So yesterday, it was with no small amount of trepidation that I set out for Wahtum Lake. The weather was clear and warm and beautiful, and despite a few near-collisions with oncoming traffic on the one-lane road, I made it to the trailhead without a hitch. Signs posted at the trailhead requested that I post some sort of “pass” or pay some sort of “fee” to leave my car in my parking lot, but I just told said signs to bugger off. I slouched into my backpack and hit the trail.

And after descending a couple hundred feet, I finally saw Wahtum Lake. It’s a nice blue lake, surrounded by steep hills and thick stands of pine. Splendid.

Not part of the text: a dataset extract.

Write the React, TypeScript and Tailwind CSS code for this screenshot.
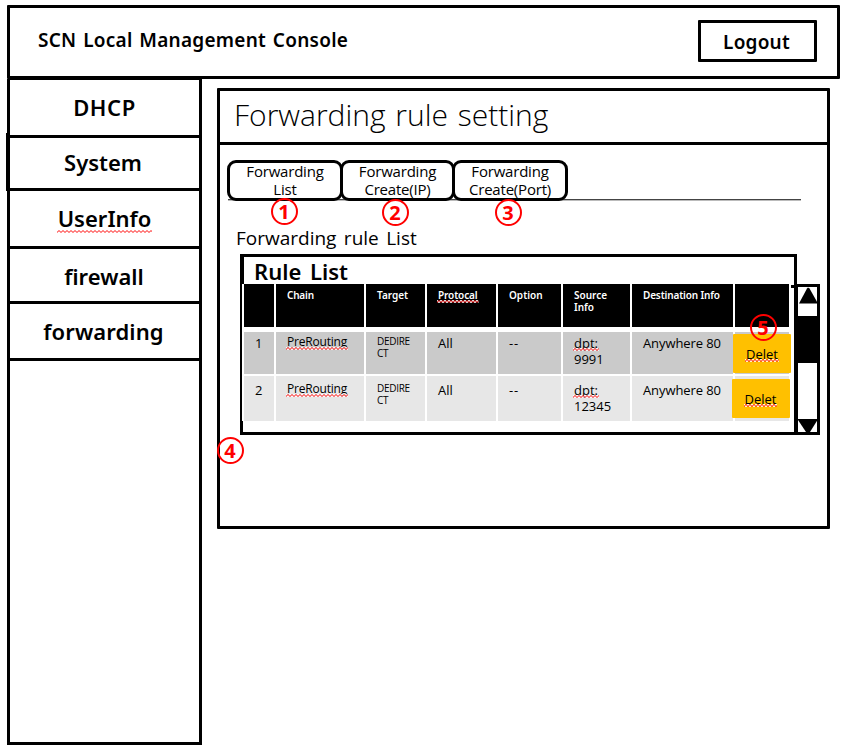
import type { ReactNode } from "react";

function Wavy({ id, children, halo = true, drop = "bottom-0" }: { id: string; children: ReactNode; halo?: boolean; drop?: string }) {
  return (
    <span className="relative inline-block">
      {children}
      <svg className={`absolute -right-px -left-px h-[3px] w-[calc(100%+2px)] ${drop}`} aria-hidden="true">
        <defs>
          <pattern id={id} width="4" height="3" patternUnits="userSpaceOnUse">
            {halo && <path d="M-1 -0.5 L0 0.5 L2 2.5 L4 0.5 L5 -0.5" fill="none" stroke="#fff" strokeWidth="1.2" />}
            <path d="M-1 3.5 L0 2.5 L2 0.5 L4 2.5 L5 3.5" fill="none" stroke="#f00" strokeWidth="1" />
          </pattern>
        </defs>
        <rect width="100%" height="3" fill={`url(#${id})`} />
      </svg>
    </span>
  );
}

function Marker({ n, className }: { n: number; className: string }) {
  return (
    <span
      className={`absolute z-20 flex h-[27px] w-[27px] items-center justify-center rounded-full border-2 border-[#f00] pr-px font-['Noto_Sans',sans-serif] text-[20px] leading-none font-bold text-[#f00] ${className}`}
    >
      {n}
    </span>
  );
}

const menu = "flex items-center justify-center border-b-[3px] border-black";
const tab =
  "relative z-10 flex h-[41px] items-center justify-center rounded-[9px] border-[3px] border-black bg-white pb-[2px] text-center text-[15px] leading-[18px] tracking-[-0.2px]";
const cols = "grid grid-cols-[30px_88px_59px_69px_63px_67px_101px_54px] gap-x-[2px]";
const head = "bg-black pl-[11px] pt-[5px]";

export default function App() {
  return (
    <div className="relative h-[750px] w-[846px] overflow-hidden bg-white pt-[5px] pl-[7px] font-['Open_Sans',sans-serif] text-black">
      <header className="flex h-[74px] w-[833px] items-start justify-between rounded-[1px] border-[3px] border-black pr-5 pl-7 font-['Noto_Sans',sans-serif] text-[19px] font-semibold">
        <h1 className="mt-[18px] leading-7 tracking-[0.25px] [word-spacing:1.6px]">SCN Local Management Console</h1>
        <button className="mt-3 flex h-[42px] w-[119px] items-center justify-center rounded-[1px] border-[3px] border-black pt-[2px] pr-[2px] tracking-[0.2px]">
          Logout
        </button>
      </header>

      <div className="flex items-start">
        <nav className="h-[666px] w-[195px] border-x-[3px] border-b-[3px] border-black font-['Noto_Sans',sans-serif] text-[22px] leading-[30px] font-semibold">
          <div className={`${menu} h-[59px] border-t pb-[2px] tracking-[0.6px]`}>DHCP</div>
          <div className={`${menu} relative h-[53px] pr-[3px] pb-[2px]`}>
            System
            <i className="absolute -top-[5px] -left-1 h-[58px] w-[3px] bg-black" />
          </div>
          <div className={`${menu} h-[58px] pb-[2px]`}>
            <Wavy id="w-user" halo={false}>UserInfo</Wavy>
          </div>
          <div className={`${menu} h-[55px] pr-px pt-px`}>firewall</div>
          <div className={`${menu} h-[57px] pr-[2px] tracking-[0.1px]`}>forwarding</div>
        </nav>

        <main className="mt-[9px] ml-[15px] h-[441px] w-[613px] rounded-[1px] border-[3px] border-black">
          <h2 className="h-[54px] border-b-[3px] border-black pl-[14px] text-[30px] leading-[48px] font-light [word-spacing:2px]">
            Forwarding rule setting
          </h2>

          <div className="mt-[15px] ml-[7px] flex">
            <div className={`${tab} w-[116px]`}>Forwarding<br />List</div>
            <div className={`${tab} -ml-[3px] w-[115px]`}>Forwarding<br />Create(IP)</div>
            <div className={`${tab} -ml-[3px] w-[116px]`}>Forwarding<br />Create(Port)</div>
          </div>
          <div className="-mt-[2px] ml-2 h-[2px] w-[573px] border-b border-[#bbb] bg-[#444]" />

          <h3 className="mt-[23px] h-[30px] pl-[16px] text-[19px] leading-7 [word-spacing:2.5px]">Forwarding rule List</h3>

          <div className="ml-5 flex">
            <section className="h-[181px] w-[557px] border-[3px] border-black">
              <h4 className="h-[27px] border-l border-black pl-[10px] font-['Noto_Sans',sans-serif] text-[22px] leading-[29px] font-semibold [word-spacing:3px]">
                Rule List
              </h4>
              <div className="relative -ml-px w-[548px] bg-white pl-[2px]">
                <div className={`${cols} h-[43px] font-['Noto_Sans',sans-serif] text-[10px] leading-3 font-semibold text-white`}>
                  <div className={head} />
                  <div className={`${head} tracking-[-0.2px]`}>Chain</div>
                  <div className={head}>Target</div>
                  <div className={`${head} tracking-[-0.1px]`}>
                    <Wavy id="w-protocal" drop="-bottom-[2px]">Protocal</Wavy>
                  </div>
                  <div className={head}>Option</div>
                  <div className={head}>Source<br />Info</div>
                  <div className={`${head} tracking-[-0.15px] whitespace-nowrap`}>Destination Info</div>
                  <div className={head} />
                </div>

                <div className={`${cols} mt-[5px] h-[42px] text-[13px] leading-4 *:bg-[#cacaca]`}>
                  <div className="pt-[3px] pl-[11px]">1</div>
                  <div className="pt-[2px] pl-[11px] text-[12px] tracking-[-0.2px]"><Wavy id="w-pre1">PreRouting</Wavy></div>
                  <div className="pt-[3px] pl-[11px] text-[10px] leading-3 tracking-[-0.3px]">DEDIRE<br />CT</div>
                  <div className="pt-[3px] pl-[11px]">All</div>
                  <div className="pt-[3px] pl-[11px] tracking-[0.8px]">--</div>
                  <div className="pt-[3px] pl-[11px]"><Wavy id="w-dpt1">dpt:</Wavy><br />9991</div>
                  <div className="pt-[3px] pl-[11px] tracking-[-0.1px] whitespace-nowrap">Anywhere 80</div>
                  <div>
                    <button className="relative mt-[2px] -ml-[2px] flex h-[39px] w-[58px] items-center justify-center rounded-[1px] bg-[#ffc000]">
                      <Wavy id="w-del1">Delet</Wavy>
                    </button>
                  </div>
                </div>

                <div className={`${cols} mt-[2px] h-[45px] text-[13px] leading-4 *:bg-[#e7e7e7]`}>
                  <div className="pt-[6px] pl-[11px]">2</div>
                  <div className="pt-[5px] pl-[11px] text-[12px] tracking-[-0.2px]"><Wavy id="w-pre2">PreRouting</Wavy></div>
                  <div className="pt-[6px] pl-[11px] text-[10px] leading-3 tracking-[-0.3px]">DEDIRE<br />CT</div>
                  <div className="pt-[6px] pl-[11px]">All</div>
                  <div className="pt-[6px] pl-[11px] tracking-[0.8px]">--</div>
                  <div className="pt-[6px] pl-[11px]"><Wavy id="w-dpt2">dpt:</Wavy><br />12345</div>
                  <div className="pt-[6px] pl-[11px] tracking-[-0.1px] whitespace-nowrap">Anywhere 80</div>
                  <div>
                    <button className="relative mt-[3px] -ml-[3px] flex h-[39px] w-[58px] items-center justify-center rounded-[1px] bg-[#ffc000] pr-px">
                      <Wavy id="w-del2">Delet</Wavy>
                    </button>
                  </div>
                </div>
              </div>
            </section>

            <div className="relative mt-[30px] -ml-[3px] flex h-[151px] w-[26px] flex-col border-[3px] border-l-4 border-black bg-white">
              <i className="absolute -top-[2px] -left-[7px] h-[3px] w-[3px] bg-black" />
              <svg className="h-[29px] w-[19px]" viewBox="0 0 19 29">
                <path d="M10 0.5 L11.5 1.5 L20 16.5 H1 L9 1.5 Z" fill="#000" />
              </svg>
              <div className="h-[47px] bg-black" />
              <svg className="mt-auto h-[13px] w-[19px]" viewBox="0 0 19 13">
                <path d="M0 0 H20 L12 13 H8 L0 1 Z" fill="#000" />
              </svg>
            </div>
          </div>
        </main>
      </div>

      <Marker n={1} className="top-[198px] left-[271px]" />
      <Marker n={2} className="top-[199px] left-[382px]" />
      <Marker n={3} className="top-[199px] left-[495px]" />
      <Marker n={4} className="top-[437px] left-[217px] pr-[2px]" />
      <Marker n={5} className="top-[314px] left-[750px]" />
    </div>
  );
}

However, Wahtum Lake wasn’t the goal. I was gunning for Smoky Campground, a five-mile southbound hike from the trailhead. It was a wonderful hike with some spectacular views along a 4,000-foot ridge, and the sky was achingly blue. Mount Hood was looking over my shoulder for most of the ridge, and sometimes Mount Jefferson even poked his head up. At one particularly amazing overlook I could see Mount Adams, Mount St. Helens, Mount Rainier, and parts of the North Cascades all adorning the horizon.

I reached Smoky Campground (they call these campgrounds but really they’re just one-banger backcountry campsites) by late afternoon. I hadn’t seen another soul for hours, and I wouldn’t see anyone until I got back to the trailhead the next day. To save weight I had left my tent back at home, bringing only the poles, rainfly and ground cloth. This is the configuration that they often refer to as “quick pitch”, even though there is little that is “quick” about “pitching” with only these tools.

Since you don’t have the actual tent to keep the form, you’re at the whim of the poles, and in accordance with physics the poles tend to fall to the ground. This makes it difficult to do anything with the rainfly but throw it over your head, or maybe tie it around your neck so it blows in the wind like you’re some kind of superhero. Really, this is how I figure you “quick pitch” a tent:

  1. Stake down the ground cloth.
  2. Put the poles in the ground cloth.
  3. Grab the rainfly and throw it over your head.
  4. Now you’re a ghost! Spooky!
  5. Walk around a bit.
  6. Trip on the poles. There they are!
  7. Finagle the rainfly’s velcro straps around the poles.
  8. Keep doing this until you imagine you resemble a tent, not a ghost.

I made dinner. I got cold. I made a fire (which was, strangely enough, the smokiest fire I have ever made in my life). It got dark really quickly, which is when I started realizing how creepy it is to be on a solo trip. I put out the fire and went to bed. It was 7:00.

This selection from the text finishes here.